Все, что мы увидели в Волоколамске, напоминало мне обстановку, в которой уже пришлось воевать в июле на ярцевском рубеже. Но тогда я прибыл на угрожаемый участок только с горсткой незнакомых офицеров, даже без средств связи. А сейчас, в октябре, командующий армией имел хорошо сколоченный штаб, оснащенный всеми необходимыми средствами, способный быстро установить связь и наладить управление. Личный состав штаба прошел уже суровую школу войны в весьма сложных условиях. Люди сработались, знали и понимали друг друга, как говорится, с полуслова. Мы с Лобачевым, Казаковым, Орлом большую часть суток проводили в войсках, на переднем крае нашей растянутой линии обороны, знакомясь с местностью, изучая, насколько возможно в столь короткий срок, дивизии и людей. Я знал, что начальник штаба и его подчиненные ни минуты не теряют зря.
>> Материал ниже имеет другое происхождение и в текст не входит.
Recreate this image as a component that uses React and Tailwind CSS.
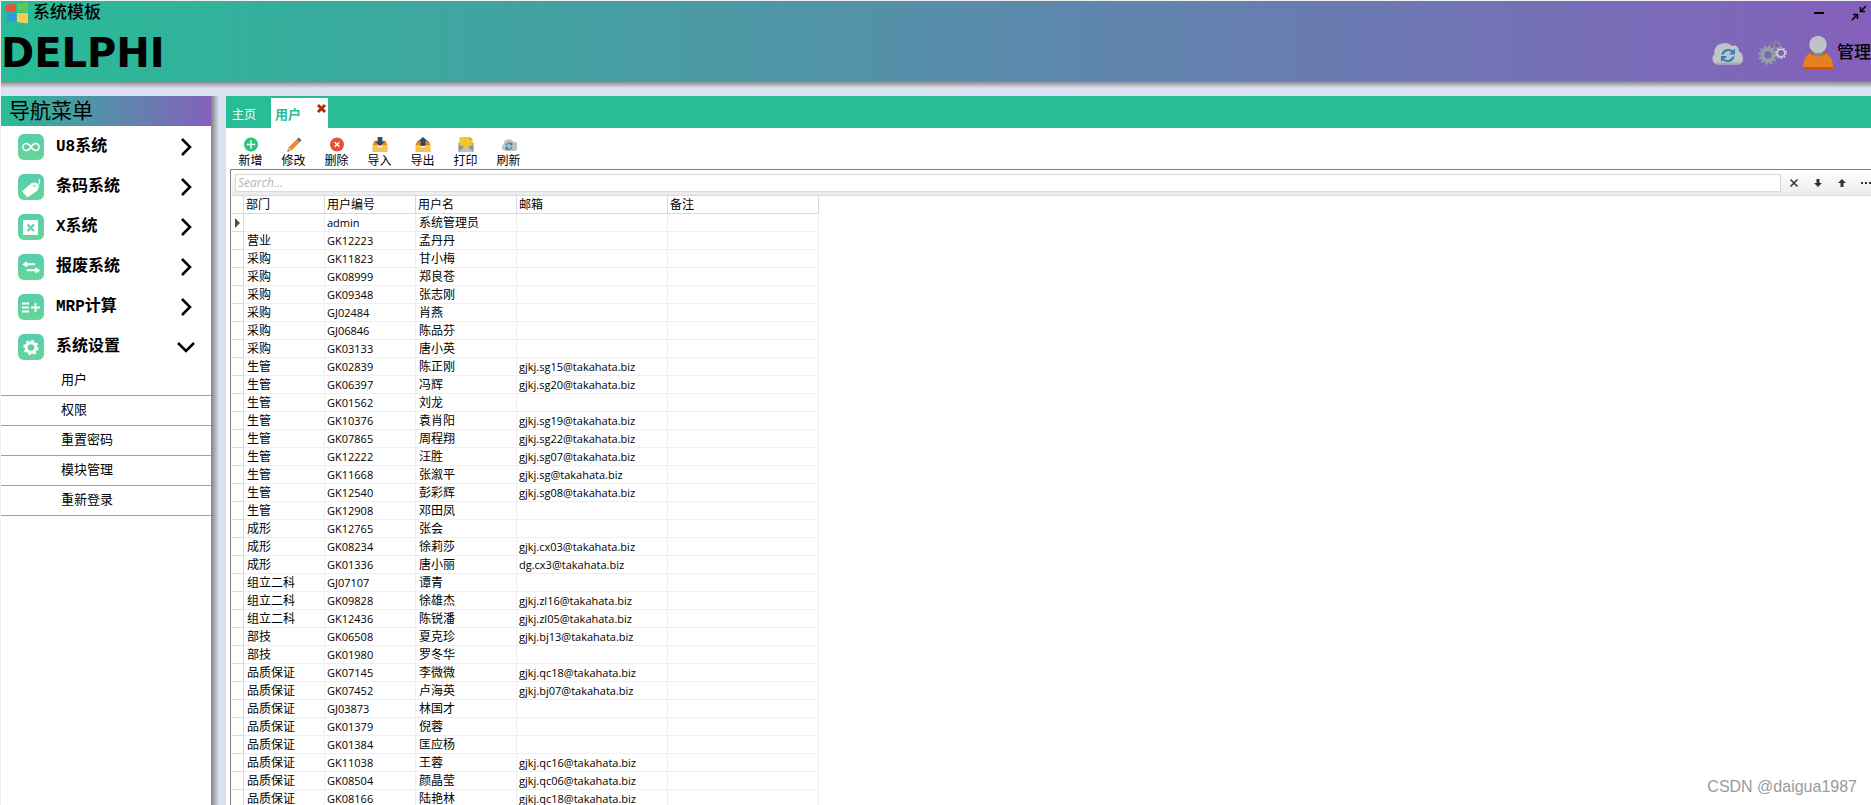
import { useState } from "react";

const rows = [
  ["", "admin", "系统管理员", ""],
  ["营业", "GK12223", "孟丹丹", ""],
  ["采购", "GK11823", "甘小梅", ""],
  ["采购", "GK08999", "郑良苍", ""],
  ["采购", "GK09348", "张志刚", ""],
  ["采购", "GJ02484", "肖燕", ""],
  ["采购", "GJ06846", "陈品芬", ""],
  ["采购", "GK03133", "唐小英", ""],
  ["生管", "GK02839", "陈正刚", "gjkj.sg15@takahata.biz"],
  ["生管", "GK06397", "冯辉", "gjkj.sg20@takahata.biz"],
  ["生管", "GK01562", "刘龙", ""],
  ["生管", "GK10376", "袁肖阳", "gjkj.sg19@takahata.biz"],
  ["生管", "GK07865", "周程翔", "gjkj.sg22@takahata.biz"],
  ["生管", "GK12222", "汪胜", "gjkj.sg07@takahata.biz"],
  ["生管", "GK11668", "张溆平", "gjkj.sg@takahata.biz"],
  ["生管", "GK12540", "彭彩辉", "gjkj.sg08@takahata.biz"],
  ["生管", "GK12908", "邓田凤", ""],
  ["成形", "GK12765", "张会", ""],
  ["成形", "GK08234", "徐莉莎", "gjkj.cx03@takahata.biz"],
  ["成形", "GK01336", "唐小丽", "dg.cx3@takahata.biz"],
  ["组立二科", "GJ07107", "谭青", ""],
  ["组立二科", "GK09828", "徐雄杰", "gjkj.zl16@takahata.biz"],
  ["组立二科", "GK12436", "陈锐潘", "gjkj.zl05@takahata.biz"],
  ["部技", "GK06508", "夏克珍", "gjkj.bj13@takahata.biz"],
  ["部技", "GK01980", "罗冬华", ""],
  ["品质保证", "GK07145", "李微微", "gjkj.qc18@takahata.biz"],
  ["品质保证", "GK07452", "卢海英", "gjkj.bj07@takahata.biz"],
  ["品质保证", "GJ03873", "林国才", ""],
  ["品质保证", "GK01379", "倪蓉", ""],
  ["品质保证", "GK01384", "匡应杨", ""],
  ["品质保证", "GK11038", "王蓉", "gjkj.qc16@takahata.biz"],
  ["品质保证", "GK08504", "颜晶莹", "gjkj.qc06@takahata.biz"],
  ["品质保证", "GK08166", "陆艳林", "gjkj.qc18@takahata.biz"],
];

const menu = [
  { label: "U8系统", icon: "infinity" },
  { label: "条码系统", icon: "tag" },
  { label: "X系统", icon: "box" },
  { label: "报废系统", icon: "swap" },
  { label: "MRP计算", icon: "plan" },
  { label: "系统设置", icon: "gear", open: true },
];

const subMenu = ["用户", "权限", "重置密码", "模块管理", "重新登录"];

const tools = [
  { label: "新增", icon: "add" },
  { label: "修改", icon: "edit" },
  { label: "删除", icon: "remove" },
  { label: "导入", icon: "import" },
  { label: "导出", icon: "export" },
  { label: "打印", icon: "print" },
  { label: "刷新", icon: "refresh" },
];

const menuGlyphs = {
  infinity: (
    <path
      d="M13 13c-1.500-2.200-2.700-3.400-4.700-3.400a3.400 3.400 0 0 0 0 6.800c2 0 3.200-1.200 4.700-3.400s2.700-3.400 4.700-3.400a3.400 3.400 0 0 1 0 6.800c-2 0-3.200-1.200-4.700-3.400z"
      fill="none"
      stroke="#fff"
      strokeWidth="1.500"
    />
  ),
  tag: (
    <>
      <path
        d="M4.500 17.500 13.500 9.500l4.500-.5 2.500 3.500-1.500 4-9.500 6.500z"
        fill="#fff"
        stroke="#fff"
        strokeLinejoin="round"
      />
      <circle cx="16.500" cy="12" r="1.300" fill="#5cd1a6" />
      <path d="M16.500 12c3.500.5 5.500-2.500 5-7" fill="none" stroke="#fff" strokeWidth="1.300" />
    </>
  ),
  box: (
    <>
      <rect x="5" y="6" width="15" height="15" rx="1" fill="#fff" />
      <path d="m9.500 10.500 6.500 6.500m0-6.500-6.500 6.500" stroke="#5cd1a6" strokeWidth="2.200" />
    </>
  ),
  swap: (
    <path
      d="M17 9.500H9V7.500L4.500 10.500 9 13v-2h8zM9 15.500h8.500v-2L22 16.500 17.500 19v-2H9z"
      fill="#fff"
      stroke="#fff"
      strokeWidth=".5"
    />
  ),
  plan: <path d="M4 9.500h7M4 13.500h7M4 17.500h7M13 13.500h9M17.500 9v9" stroke="#fff" strokeWidth="1.800" />,
  gear: (
    <>
      <circle cx="13" cy="13.500" r="4.800" fill="none" stroke="#fff" strokeWidth="3" />
      <circle cx="13" cy="13.500" r="6.800" fill="none" stroke="#fff" strokeWidth="1.800" strokeDasharray="2.700 2.640" />
    </>
  ),
};

const toolGlyphs = {
  add: (
    <>
      <circle cx="8" cy="9" r="7.400" fill="#24c777" />
      <path d="M8 4.500v9M3.500 9h9" stroke="#fff" strokeWidth="1.500" />
    </>
  ),
  edit: (
    <>
      <path d="M1 16.500 2.500 12 11 3.500l3 3L5.500 15z" fill="#ee7d22" />
      <path d="m4 13.500 8.500-8.500" stroke="#f7a350" strokeWidth="1" />
      <path d="m11 3.500 2-2 3 3-2 2z" fill="#5c666d" />
      <path d="M1 16.500 2.500 12 5.500 15z" fill="#f4c890" />
      <path d="m1 16.500.7-2 1.300 1.300z" fill="#333" />
    </>
  ),
  remove: (
    <>
      <circle cx="8" cy="9" r="7.400" fill="#e7503b" />
      <path d="m5.500 6.500 5 5m0-5-5 5" stroke="#fff" strokeWidth="1.500" />
    </>
  ),
  import: (
    <>
      <path d="M2 5h12l2 5H0z" fill="#e58224" />
      <path d="M0 10h5l1 2h4l1-2h5v7H0z" fill="#f2c54b" />
      <path d="M5.500 1h5v5H13L8 10.500 3 6h2.500z" fill="#34495e" />
    </>
  ),
  export: (
    <>
      <path d="M2 5h12l2 5H0z" fill="#e58224" />
      <path d="M0 10h5l1 2h4l1-2h5v7H0z" fill="#f2c54b" />
      <path d="M5.500 10.500h5v-5H13L8 1 3 5.500h2.500z" fill="#34495e" />
    </>
  ),
  print: (
    <>
      <path d="M0 7h16v10H0z" fill="#8b999b" />
      <path d="m0 17 8-7 8 7z" fill="#bdc5c8" />
      <path d="M1 1h11l3 3v5l-7 4-7-4z" fill="#f3c62e" />
      <path d="M12 1v3h3z" fill="#e38b23" />
    </>
  ),
  refresh: (
    <>
      <path d="M4 16a4 4 0 0 1-1.500-7.500 5.500 5.500 0 0 1 10-2.500 4.500 4.500 0 0 1 1 10z" fill="#bbc1c5" />
      <path d="M5 10a3.500 3 0 0 1 6-1.500M11 12a3.500 3 0 0 1-6 1" fill="none" stroke="#2e80b8" strokeWidth="1.300" />
      <path d="M11.500 6.500V10H8.500zM4.500 15v-3.500h3z" fill="#2e80b8" />
    </>
  ),
};

function CloudIcon() {
  return (
    <svg className="h-6 w-8" viewBox="0 0 32 24" aria-hidden="true">
      <path d="M6 23.500a6 6 0 0 1-3.500-10.500A8.500 8.500 0 0 1 11 2.500a9 9 0 0 1 9 2.500c4-1.500 7 1 6.800 5 3.500 2 4.200 5 4.200 8a5.500 5.500 0 0 1-5 5.500z" fill="#bfc4c8" />
      <path d="M3 21.500c1 1.500 2 2 3 2h20c1.500 0 3-.5 4-2z" fill="#a5acb0" />
      <path d="M10.500 13.500a6 5.500 0 0 1 10-3M21.500 15.500a6 5.500 0 0 1-10 3" fill="none" stroke="#2e80b8" strokeWidth="2" />
      <path d="M23 7.500v6h-6zM9 21v-6h6z" fill="#2e80b8" />
    </svg>
  );
}

function GearsIcon() {
  return (
    <svg className="h-7 w-8" viewBox="0 0 32 28" fill="none" aria-hidden="true">
      <circle cx="12" cy="16" r="5.700" stroke="#95a0a4" strokeWidth="4" />
      <circle cx="12" cy="16" r="8.500" stroke="#95a0a4" strokeWidth="2.400" strokeDasharray="2.300 2.150" />
      <circle cx="21" cy="6" r="2.800" stroke="#7f8c8d" strokeWidth="1.500" />
      <circle cx="21" cy="6" r="4" stroke="#7f8c8d" strokeWidth="1.300" strokeDasharray="1.500 1.640" />
      <circle cx="25" cy="14" r="3.800" stroke="#cfd4d8" strokeWidth="1.500" />
      <circle cx="25" cy="14" r="5.200" stroke="#cfd4d8" strokeWidth="1.400" strokeDasharray="1.700 1.570" />
    </svg>
  );
}

function UserIcon() {
  return (
    <svg className="h-9 w-8" viewBox="0 0 32 36" aria-hidden="true">
      <path d="M1 32c0-8 4-13 9-15h12c5 2 9 7 9 15v1.500H1z" fill="#e67e22" />
      <path d="M1 32h30v1.500q0 1-1.500 1h-27Q1 34.500 1 33z" fill="#d35400" />
      <path d="M8 18c2 4 14 4 16 0l-2-1H10z" fill="#d35400" />
      <path d="M10 17h12l-2 3q-4 3-8 0z" fill="#7f8c8d" />
      <circle cx="16" cy="9.500" r="8.700" fill="#bdc3c7" />
    </svg>
  );
}

function Header() {
  return (
    <header className="h-20 shrink-0 overflow-hidden bg-linear-to-r/srgb from-[#28bc97] to-[#8560bc]">
      <div className="flex h-7 items-start justify-between">
        <div className="flex items-center gap-1 pl-1">
          <svg className="h-6 w-6" viewBox="0 0 24 24" aria-hidden="true">
            <path d="M1 4q5-1.500 10-.5V11H1z" fill="#e8543f" />
            <path d="M12 3q5 0 11-2v10H12z" fill="#63c554" />
            <path d="M2 12h9v8q-4-.5-9 0z" fill="#2b9be6" />
            <path d="M12 12h11v10q-5 .5-11-1z" fill="#f5cc50" />
          </svg>
          <h1 className="text-[17px] leading-6 font-medium">系统模板</h1>
        </div>
        <div className="flex items-center gap-[22px] pr-1">
          <button type="button" aria-label="最小化" className="flex h-6 w-5 items-center justify-center">
            <span className="h-0.5 w-2.5 bg-black" />
          </button>
          <button type="button" aria-label="还原" className="flex h-6 w-4 items-center">
            <svg className="h-4 w-4" viewBox="0 0 16 16" fill="none" stroke="#000" strokeWidth="1.500" aria-hidden="true">
              <path d="M15 1 10 6M9.500 2v4.500H14M1 15l5-5M2 9.500h4.500V14" />
            </svg>
          </button>
        </div>
      </div>
      <div className="flex h-12 items-center justify-between">
        <span className="font-['DejaVu_Sans'] text-[40px] leading-12 font-bold">DELPHI</span>
        <div className="flex items-center">
          <button type="button" aria-label="同步" className="mr-3">
            <CloudIcon />
          </button>
          <button type="button" aria-label="设置" className="mr-3.5">
            <GearsIcon />
          </button>
          <button type="button" className="flex items-center gap-[3px] text-[17px] font-medium">
            <UserIcon />
            管理
          </button>
        </div>
      </div>
    </header>
  );
}

function Sidebar() {
  return (
    <nav className="w-[210px] shrink-0 bg-white">
      <h2 className="h-[30px] bg-linear-to-r/srgb from-[#28bc97] to-[#8560bc] pl-2 text-[21px] leading-[30px]">
        导航菜单
      </h2>
      <ul>
        {menu.map((item) => (
          <li key={item.label}>
            <button
              type="button"
              aria-expanded={!!item.open}
              className="flex h-10 w-full items-center pt-px pr-4 pl-[17px] font-['Liberation_Mono','Noto_Sans_CJK_SC',monospace] text-base font-bold"
            >
              <svg
                className="mr-3 h-[26px] w-[26px] rounded-md bg-linear-to-b from-[#55ceb0] to-[#66d595]"
                viewBox="0 0 26 26"
                aria-hidden="true"
              >
                {menuGlyphs[item.icon]}
              </svg>
              <span className="flex-1 text-left">{item.label}</span>
              <svg
                className="h-[18px] w-[18px]"
                viewBox="0 0 18 18"
                fill="none"
                stroke="#000"
                strokeWidth="2.500"
                aria-hidden="true"
              >
                <path d={item.open ? "m1 5 8 8 8-8" : "m5 1 8 8-8 8"} />
              </svg>
            </button>
          </li>
        ))}
      </ul>
      <ul>
        {subMenu.map((label) => (
          <li key={label} className="h-[30px] border-b border-[#a0a0a0]">
            <a href="#" className="block pl-[60px] text-[13px] leading-7">
              {label}
            </a>
          </li>
        ))}
      </ul>
    </nav>
  );
}

function Tabs() {
  return (
    <div className="flex h-8 items-end bg-[#28bc97]">
      <button type="button" className="h-[30px] w-[45px] pt-1 pl-1.5 text-left text-xs text-white">
        主页
      </button>
      <div className="flex h-[30px] w-[57px] justify-between bg-white pr-px pl-1">
        <button type="button" className="pt-1 text-[13px] font-bold text-[#28bc97]">
          用户
        </button>
        <button type="button" aria-label="关闭" className="h-4">
          <svg className="mt-1 h-[11px] w-[11px]" viewBox="0 0 11 11" aria-hidden="true">
            <path d="m2 2 7 7M9 2 2 9" stroke="#b32c10" strokeWidth="3" />
          </svg>
        </button>
      </div>
    </div>
  );
}

function Toolbar() {
  return (
    <div className="flex h-[41px] pt-2 pl-[3px]">
      {tools.map((tool) => (
        <button key={tool.label} type="button" className="flex w-[43px] flex-col items-center text-xs leading-[17px]">
          <svg className="h-[17px] w-4 shrink-0" viewBox="0 0 16 18" aria-hidden="true">
            {toolGlyphs[tool.icon]}
          </svg>
          {tool.label}
        </button>
      ))}
    </div>
  );
}

function SearchBar() {
  const [query, setQuery] = useState("");

  return (
    <div className="flex h-[26px] items-center border-b border-[#dadada] bg-linear-to-b from-white to-[#ececec] pl-[3px]">
      <input
        type="text"
        aria-label="Search"
        placeholder="Search..."
        value={query}
        onChange={(e) => setQuery(e.target.value)}
        className="mr-px h-[18px] min-w-0 flex-1 border border-[#dadada] bg-white px-0.5 font-['Open_Sans',sans-serif] text-xs placeholder:text-[#b4b4b4] placeholder:italic"
      />
      <button type="button" aria-label="清除" className="flex w-6 justify-center">
        <svg className="h-2.5 w-2.5" viewBox="0 0 10 10" stroke="#333" strokeWidth="1.500" aria-hidden="true">
          <path d="m1.500 1.500 7 7m0-7-7 7" />
        </svg>
      </button>
      <button type="button" aria-label="下一个" className="flex w-6 justify-center">
        <svg className="h-2.5 w-2.5" viewBox="0 0 10 10" fill="#333" aria-hidden="true">
          <path d="M3.500 1h3v4H9L5 9 1 5h2.500z" />
        </svg>
      </button>
      <button type="button" aria-label="上一个" className="flex w-6 justify-center">
        <svg className="h-2.5 w-2.5" viewBox="0 0 10 10" fill="#333" aria-hidden="true">
          <path d="M3.500 9h3V5H9L5 1 1 5h2.500z" />
        </svg>
      </button>
      <button type="button" aria-label="更多" className="flex w-[17px] justify-end">
        <svg className="h-2.5 w-2.5" viewBox="0 0 10 10" fill="#333" aria-hidden="true">
          <path d="M0 4h2v2H0zM4 4h2v2H4zM8 4h2v2H8z" />
        </svg>
      </button>
    </div>
  );
}

function UserTable() {
  return (
    <table className="w-[587px] table-fixed border-separate border-spacing-0 text-xs leading-[15px]">
      <colgroup>
        <col className="w-3" />
        <col className="w-[81px]" />
        <col className="w-[91px]" />
        <col className="w-[101px]" />
        <col className="w-[151px]" />
        <col className="w-[151px]" />
      </colgroup>
      <thead>
        <tr>
          {["", "部门", "用户编号", "用户名", "邮箱", "备注"].map((title) => (
            <th
              key={title}
              className="h-[18px] border-r border-b border-[#dadada] p-0 pt-0.5 pl-0.5 text-left font-normal"
            >
              {title}
            </th>
          ))}
        </tr>
      </thead>
      <tbody>
        {rows.map(([dept, code, name, email], index) => (
          <tr key={code}>
            <td className="h-[18px] border-r border-b border-[#dadada] p-0 pl-[3px]">
              {index === 0 && (
                <svg className="h-2.5 w-[5px]" viewBox="0 0 5 10" aria-hidden="true">
                  <path d="M0 0v10l5-5z" fill="#505050" />
                </svg>
              )}
            </td>
            <td className="border-r border-b border-[#efefef] p-0 pt-0.5 pl-[3px]">{dept}</td>
            <td className="border-r border-b border-[#efefef] p-0 pl-0.5 font-['Open_Sans',sans-serif] text-[11px]">
              {code}
            </td>
            <td className="border-r border-b border-[#efefef] p-0 pt-0.5 pl-[3px]">{name}</td>
            <td className="border-r border-b border-[#efefef] p-0 pl-0.5 font-['Open_Sans',sans-serif] text-[11px]">
              {email}
            </td>
            <td className="border-r border-b border-[#efefef] p-0" />
          </tr>
        ))}
      </tbody>
    </table>
  );
}

export default function App() {
  return (
    <div className="relative flex h-screen flex-col overflow-hidden border-t border-l border-[#f0f0f0] bg-[#dbe1f1] font-['Liberation_Sans','Noto_Sans_CJK_SC',sans-serif] text-black">
      <Header />
      <div className="mb-2 h-[7px] shrink-0 bg-linear-to-b/srgb from-[#808080] to-[#dbe1f1]" />
      <div className="flex min-h-0 flex-1">
        <Sidebar />
        <div className="mr-[7px] w-2 shrink-0 bg-linear-to-r/srgb from-[#808080] to-[#dbe1f1]" />
        <main className="flex min-w-0 flex-1 flex-col bg-white">
          <Tabs />
          <Toolbar />
          <section className="ml-1 min-h-0 flex-1 overflow-hidden border-t border-l border-[#808080] pl-px">
            <SearchBar />
            <UserTable />
          </section>
        </main>
      </div>
      <p className="absolute right-3.5 bottom-1.5 text-base leading-6 text-[#9a9a9a]">CSDN @daigua1987</p>
    </div>
  );
}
Коллектив политического отдела, возглавляемый Д. Ф. Романовым, не уступал штабному. Он состоял из крепких и закаленных большевиков, способных мобилизовать партийные и комсомольские организации на любое большое дело, воодушевить людей на подвиг.

Все это сыграло огромную роль в решении той сложной и ответственной задачи, которая была перед нами поставлена.

Развернув командный пункт в Волоколамске, мы немедленно разослали группы офицеров штаба и политотдела по всем направлениям для розыска войск, имевшихся в этом районе, и для перехвата прорывавшихся из окружения частей, групп и одиночек.

Первым в район севернее Волоколамска вышел 3-й кавалерийский корпус под командованием Л. М. Доватора. Он поступил в оперативное подчинение 16-й армии. Корпус состоял из двух кавалерийских дивизий – 50-й генерала И. А. Плиева и 53-й комбрига К. С. Мельника.

До прибытия к нам кавалеристы участвовали в боях на реке Межа и, получив приказ о выходе во фронтовой резерв для пополнения, двинулись на станцию Осуга (30 км южнее Ржева). Но выяснилось, что пути дальнейшего движения перехвачены моторизованными и танковыми частями противника. Дивизии генерала Доватора оказались во вражеском тылу. Стали пробиваться из окружения. И вот к 13 октября вырвались в район Волоколамска.

3-й кавкорпус, правда сильно поредевший, был в то время внушительной силой. Его бойцы и командиры неоднократно участвовали в боях, как говорится, понюхали пороху. Командный и политический состав приобрел уже боевой опыт и знал, на что способны воины-кавалеристы, изучил сильные и слабые стороны противника.

Особенно ценной в тех условиях была высокая подвижность корпуса, позволявшая использовать его для маневра на угрожаемых направлениях, конечно, с соответствующими средствами усиления, без которых конники не смогли бы бороться с вражескими танками.

Хорошее впечатление произвел на меня командир корпуса Лев Михайлович Доватор, о котором я уже слышал от маршала Тимошенко. Он был молод, жизнерадостен, вдумчив. Видимо, хорошо знал свое дело. Уже одно то, что ему удалось вывести корпус из окружения боеспособным, говорило о талантливости и мужестве генерала.

Можно было не сомневаться, что задача, возлагаемая на корпус, будет выполнена умело. А она была очень сложной – организовать оборону на широком фронте севернее Волоколамска вплоть до Волжского водохранилища.

Левее кавалеристов расположился сводный курсантский полк, созданный на базе Военного училища имени Верховного Совета РСФСР, под командованием полковника С. И. Младенцева и комиссара А. Е. Славкина. Этот полк из Солнечногорска был переброшен по тревоге под Волоколамск, где и приступил к организации обороны по восточному берегу реки Лама.

Алексей Андреевич Лобачев, узнав, что к нам пришли кремлевские курсанты, весь преобразился от нахлынувших чувств, и я не мог не послать его к ним. Наш член Военного совета гордился тем, что его боевая юность началась в стенах кремлевской военной школы. С какой радостью он рассказывал, что в 21-м году стоял часовым на посту № 27 – у квартиры Владимира Ильича Ленина!